>>>

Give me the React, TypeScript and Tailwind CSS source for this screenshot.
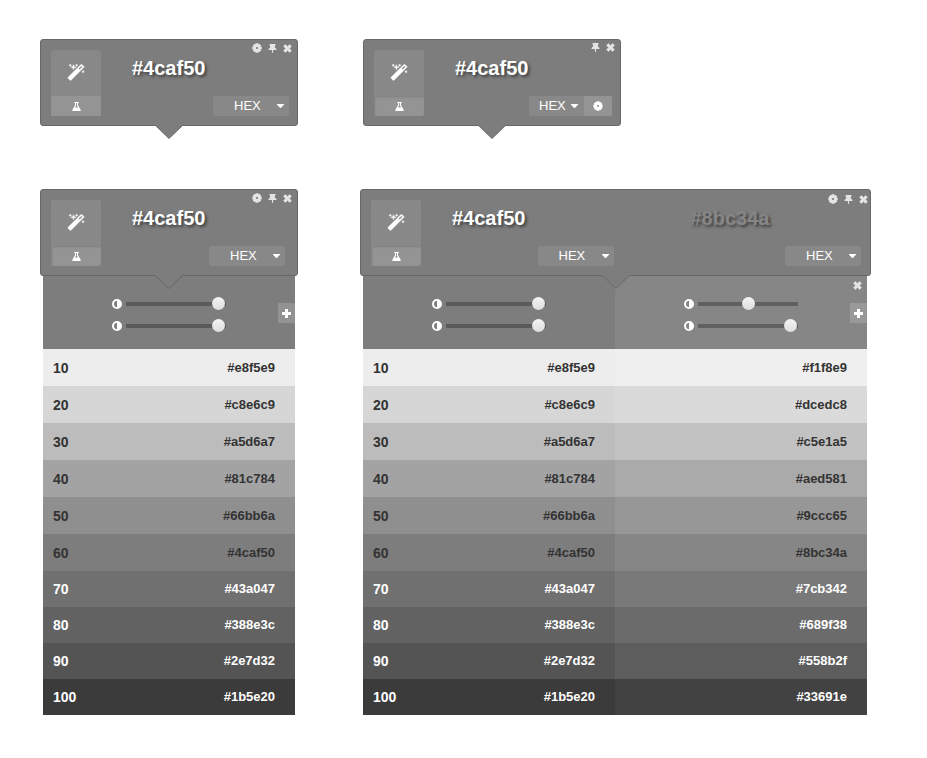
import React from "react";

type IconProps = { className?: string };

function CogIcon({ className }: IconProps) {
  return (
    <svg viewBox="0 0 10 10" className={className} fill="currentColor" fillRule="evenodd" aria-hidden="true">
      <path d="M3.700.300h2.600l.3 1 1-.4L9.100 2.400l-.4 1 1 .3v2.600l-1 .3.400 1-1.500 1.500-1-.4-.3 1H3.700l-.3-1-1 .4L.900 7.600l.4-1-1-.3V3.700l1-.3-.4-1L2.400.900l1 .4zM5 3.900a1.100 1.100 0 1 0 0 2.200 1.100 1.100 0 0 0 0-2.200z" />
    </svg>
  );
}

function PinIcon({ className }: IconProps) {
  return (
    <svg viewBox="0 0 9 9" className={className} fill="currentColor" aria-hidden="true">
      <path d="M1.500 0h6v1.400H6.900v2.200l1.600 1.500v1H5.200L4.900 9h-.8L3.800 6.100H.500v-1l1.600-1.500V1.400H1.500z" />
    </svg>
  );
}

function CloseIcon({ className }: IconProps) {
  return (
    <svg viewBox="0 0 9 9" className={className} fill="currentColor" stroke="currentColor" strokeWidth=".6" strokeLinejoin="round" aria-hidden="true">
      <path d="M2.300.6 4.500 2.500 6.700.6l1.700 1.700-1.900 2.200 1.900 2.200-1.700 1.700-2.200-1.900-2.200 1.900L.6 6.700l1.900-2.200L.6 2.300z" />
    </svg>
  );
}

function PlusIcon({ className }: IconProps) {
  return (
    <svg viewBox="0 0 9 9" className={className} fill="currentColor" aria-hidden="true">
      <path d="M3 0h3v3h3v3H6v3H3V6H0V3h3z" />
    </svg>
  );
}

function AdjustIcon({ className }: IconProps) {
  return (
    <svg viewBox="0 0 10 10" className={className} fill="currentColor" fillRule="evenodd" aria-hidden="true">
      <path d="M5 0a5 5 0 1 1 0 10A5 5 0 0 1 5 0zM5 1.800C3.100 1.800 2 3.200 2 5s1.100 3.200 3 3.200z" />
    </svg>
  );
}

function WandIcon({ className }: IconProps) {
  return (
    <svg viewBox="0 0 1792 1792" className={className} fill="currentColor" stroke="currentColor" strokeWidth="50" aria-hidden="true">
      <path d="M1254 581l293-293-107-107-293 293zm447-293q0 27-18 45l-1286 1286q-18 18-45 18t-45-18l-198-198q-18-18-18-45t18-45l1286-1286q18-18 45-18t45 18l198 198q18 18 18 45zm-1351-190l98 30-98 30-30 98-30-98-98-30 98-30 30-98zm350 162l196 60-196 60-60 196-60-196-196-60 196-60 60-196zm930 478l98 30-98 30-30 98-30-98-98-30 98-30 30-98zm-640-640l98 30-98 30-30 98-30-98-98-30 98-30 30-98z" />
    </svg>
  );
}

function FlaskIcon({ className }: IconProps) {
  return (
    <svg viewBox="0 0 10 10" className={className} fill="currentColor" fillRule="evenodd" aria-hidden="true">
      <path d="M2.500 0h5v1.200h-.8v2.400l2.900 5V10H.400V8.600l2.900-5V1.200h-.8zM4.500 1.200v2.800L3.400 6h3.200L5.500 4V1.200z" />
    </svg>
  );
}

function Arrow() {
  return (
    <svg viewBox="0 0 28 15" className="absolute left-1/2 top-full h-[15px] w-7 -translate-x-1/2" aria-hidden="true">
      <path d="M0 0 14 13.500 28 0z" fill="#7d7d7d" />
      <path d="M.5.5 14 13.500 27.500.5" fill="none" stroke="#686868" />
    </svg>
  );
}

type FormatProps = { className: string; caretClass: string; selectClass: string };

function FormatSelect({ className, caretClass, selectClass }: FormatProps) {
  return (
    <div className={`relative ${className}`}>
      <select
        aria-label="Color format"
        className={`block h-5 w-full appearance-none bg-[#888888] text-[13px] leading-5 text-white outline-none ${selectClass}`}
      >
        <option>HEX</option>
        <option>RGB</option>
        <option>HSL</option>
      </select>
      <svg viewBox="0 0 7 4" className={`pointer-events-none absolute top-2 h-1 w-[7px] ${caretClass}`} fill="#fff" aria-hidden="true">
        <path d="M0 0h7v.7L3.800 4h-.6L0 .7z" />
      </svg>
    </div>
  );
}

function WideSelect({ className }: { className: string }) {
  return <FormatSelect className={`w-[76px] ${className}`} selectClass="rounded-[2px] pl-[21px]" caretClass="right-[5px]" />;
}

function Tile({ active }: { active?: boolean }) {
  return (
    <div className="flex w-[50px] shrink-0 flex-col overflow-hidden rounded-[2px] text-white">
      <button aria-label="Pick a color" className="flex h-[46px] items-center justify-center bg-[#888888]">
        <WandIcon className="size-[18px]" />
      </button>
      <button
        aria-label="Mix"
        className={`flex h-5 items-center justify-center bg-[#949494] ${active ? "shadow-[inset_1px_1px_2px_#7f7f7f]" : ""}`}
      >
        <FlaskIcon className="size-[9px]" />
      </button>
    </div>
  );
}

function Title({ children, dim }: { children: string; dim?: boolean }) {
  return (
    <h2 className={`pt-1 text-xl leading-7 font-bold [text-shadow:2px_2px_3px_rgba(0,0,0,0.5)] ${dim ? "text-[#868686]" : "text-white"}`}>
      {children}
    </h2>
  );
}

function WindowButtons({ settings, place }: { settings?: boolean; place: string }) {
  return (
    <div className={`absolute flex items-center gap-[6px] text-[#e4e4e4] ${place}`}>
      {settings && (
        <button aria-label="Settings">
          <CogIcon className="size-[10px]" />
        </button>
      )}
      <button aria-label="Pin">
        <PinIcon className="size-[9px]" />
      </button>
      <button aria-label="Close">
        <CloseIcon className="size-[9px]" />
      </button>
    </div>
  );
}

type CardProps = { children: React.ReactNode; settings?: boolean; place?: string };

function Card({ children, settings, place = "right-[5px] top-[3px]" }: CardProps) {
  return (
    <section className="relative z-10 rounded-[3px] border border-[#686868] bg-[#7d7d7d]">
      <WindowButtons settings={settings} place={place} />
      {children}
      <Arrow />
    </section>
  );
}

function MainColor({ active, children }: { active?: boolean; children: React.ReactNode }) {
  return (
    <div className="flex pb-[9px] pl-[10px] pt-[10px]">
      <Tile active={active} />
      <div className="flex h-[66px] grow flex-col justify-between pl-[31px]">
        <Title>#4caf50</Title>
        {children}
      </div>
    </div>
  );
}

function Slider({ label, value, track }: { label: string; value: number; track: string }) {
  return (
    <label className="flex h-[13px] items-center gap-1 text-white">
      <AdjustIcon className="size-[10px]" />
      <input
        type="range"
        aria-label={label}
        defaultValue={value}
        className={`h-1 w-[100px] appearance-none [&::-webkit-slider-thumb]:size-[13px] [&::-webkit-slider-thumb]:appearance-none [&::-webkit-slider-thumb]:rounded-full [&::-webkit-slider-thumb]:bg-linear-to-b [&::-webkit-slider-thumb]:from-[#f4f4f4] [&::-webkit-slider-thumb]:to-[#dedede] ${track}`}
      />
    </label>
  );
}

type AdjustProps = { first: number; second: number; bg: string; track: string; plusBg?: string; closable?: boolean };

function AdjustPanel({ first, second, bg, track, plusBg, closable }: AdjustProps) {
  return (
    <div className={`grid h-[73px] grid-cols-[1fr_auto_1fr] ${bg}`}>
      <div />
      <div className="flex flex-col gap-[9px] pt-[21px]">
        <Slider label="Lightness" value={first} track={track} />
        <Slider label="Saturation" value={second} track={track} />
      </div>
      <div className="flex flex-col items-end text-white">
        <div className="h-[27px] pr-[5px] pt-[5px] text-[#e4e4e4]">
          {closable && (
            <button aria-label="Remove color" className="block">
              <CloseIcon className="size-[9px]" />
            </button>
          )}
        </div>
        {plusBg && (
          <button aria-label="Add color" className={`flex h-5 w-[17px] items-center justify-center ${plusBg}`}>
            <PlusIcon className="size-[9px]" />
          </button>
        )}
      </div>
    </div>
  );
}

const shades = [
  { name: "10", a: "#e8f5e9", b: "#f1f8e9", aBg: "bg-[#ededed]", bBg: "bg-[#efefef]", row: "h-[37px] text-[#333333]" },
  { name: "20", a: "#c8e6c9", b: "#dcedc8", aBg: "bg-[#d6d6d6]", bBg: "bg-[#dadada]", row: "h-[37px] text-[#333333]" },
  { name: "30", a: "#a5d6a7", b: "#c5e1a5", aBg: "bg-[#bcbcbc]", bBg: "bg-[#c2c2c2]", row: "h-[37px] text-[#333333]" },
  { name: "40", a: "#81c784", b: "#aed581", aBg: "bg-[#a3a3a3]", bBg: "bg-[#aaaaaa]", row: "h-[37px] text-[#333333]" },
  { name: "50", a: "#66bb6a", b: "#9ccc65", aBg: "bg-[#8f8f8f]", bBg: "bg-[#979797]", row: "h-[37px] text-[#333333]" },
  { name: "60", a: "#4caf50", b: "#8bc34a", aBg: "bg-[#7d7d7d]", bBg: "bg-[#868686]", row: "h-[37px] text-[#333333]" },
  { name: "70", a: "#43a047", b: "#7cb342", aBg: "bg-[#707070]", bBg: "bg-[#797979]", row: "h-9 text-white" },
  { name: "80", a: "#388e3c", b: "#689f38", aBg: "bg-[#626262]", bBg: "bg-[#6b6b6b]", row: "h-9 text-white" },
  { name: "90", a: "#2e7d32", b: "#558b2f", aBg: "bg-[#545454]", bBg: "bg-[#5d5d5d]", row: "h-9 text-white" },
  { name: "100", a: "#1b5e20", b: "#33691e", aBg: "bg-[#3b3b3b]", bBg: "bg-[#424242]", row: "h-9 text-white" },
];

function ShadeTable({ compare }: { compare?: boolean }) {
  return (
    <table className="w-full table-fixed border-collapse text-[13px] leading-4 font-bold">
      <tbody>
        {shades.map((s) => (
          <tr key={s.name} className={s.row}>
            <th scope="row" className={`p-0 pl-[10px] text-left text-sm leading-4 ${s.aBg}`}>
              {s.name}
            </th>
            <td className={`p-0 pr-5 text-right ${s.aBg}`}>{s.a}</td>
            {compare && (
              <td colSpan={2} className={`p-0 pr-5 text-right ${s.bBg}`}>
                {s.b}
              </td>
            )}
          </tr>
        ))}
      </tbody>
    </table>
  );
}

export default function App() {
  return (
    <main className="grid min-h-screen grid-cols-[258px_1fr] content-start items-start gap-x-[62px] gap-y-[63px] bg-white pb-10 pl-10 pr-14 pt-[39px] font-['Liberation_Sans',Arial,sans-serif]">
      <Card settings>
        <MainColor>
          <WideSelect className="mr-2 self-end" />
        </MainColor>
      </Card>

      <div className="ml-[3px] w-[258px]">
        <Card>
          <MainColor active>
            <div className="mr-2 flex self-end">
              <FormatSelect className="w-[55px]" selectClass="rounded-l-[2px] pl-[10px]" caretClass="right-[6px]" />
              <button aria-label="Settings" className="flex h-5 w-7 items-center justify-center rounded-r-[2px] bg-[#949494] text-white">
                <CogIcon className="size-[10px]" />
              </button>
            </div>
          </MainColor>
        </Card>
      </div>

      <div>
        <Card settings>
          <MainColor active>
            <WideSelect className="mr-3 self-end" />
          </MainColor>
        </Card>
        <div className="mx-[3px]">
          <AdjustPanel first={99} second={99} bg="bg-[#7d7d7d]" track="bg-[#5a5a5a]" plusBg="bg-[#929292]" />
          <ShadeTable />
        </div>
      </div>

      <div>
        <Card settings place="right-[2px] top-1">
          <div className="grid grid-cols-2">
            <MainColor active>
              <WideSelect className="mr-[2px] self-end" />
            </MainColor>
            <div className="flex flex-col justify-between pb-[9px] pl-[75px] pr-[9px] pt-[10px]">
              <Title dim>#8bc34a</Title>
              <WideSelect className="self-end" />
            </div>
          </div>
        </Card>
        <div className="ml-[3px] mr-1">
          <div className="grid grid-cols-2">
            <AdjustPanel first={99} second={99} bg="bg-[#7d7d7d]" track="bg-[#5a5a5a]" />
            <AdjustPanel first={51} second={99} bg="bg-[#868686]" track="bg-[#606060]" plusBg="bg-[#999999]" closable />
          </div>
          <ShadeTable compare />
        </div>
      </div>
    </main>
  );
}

<<<

# EXERCISE DIRECTIONS
Find the word "React" in the data and copy out each line where it turns up.

# SOLUTION FOR THIS PROBLEM
Give me the React, TypeScript and Tailwind CSS source for this screenshot.
import React from "react";
type CardProps = { children: React.ReactNode; settings?: boolean; place?: string };
function MainColor({ active, children }: { active?: boolean; children: React.ReactNode }) {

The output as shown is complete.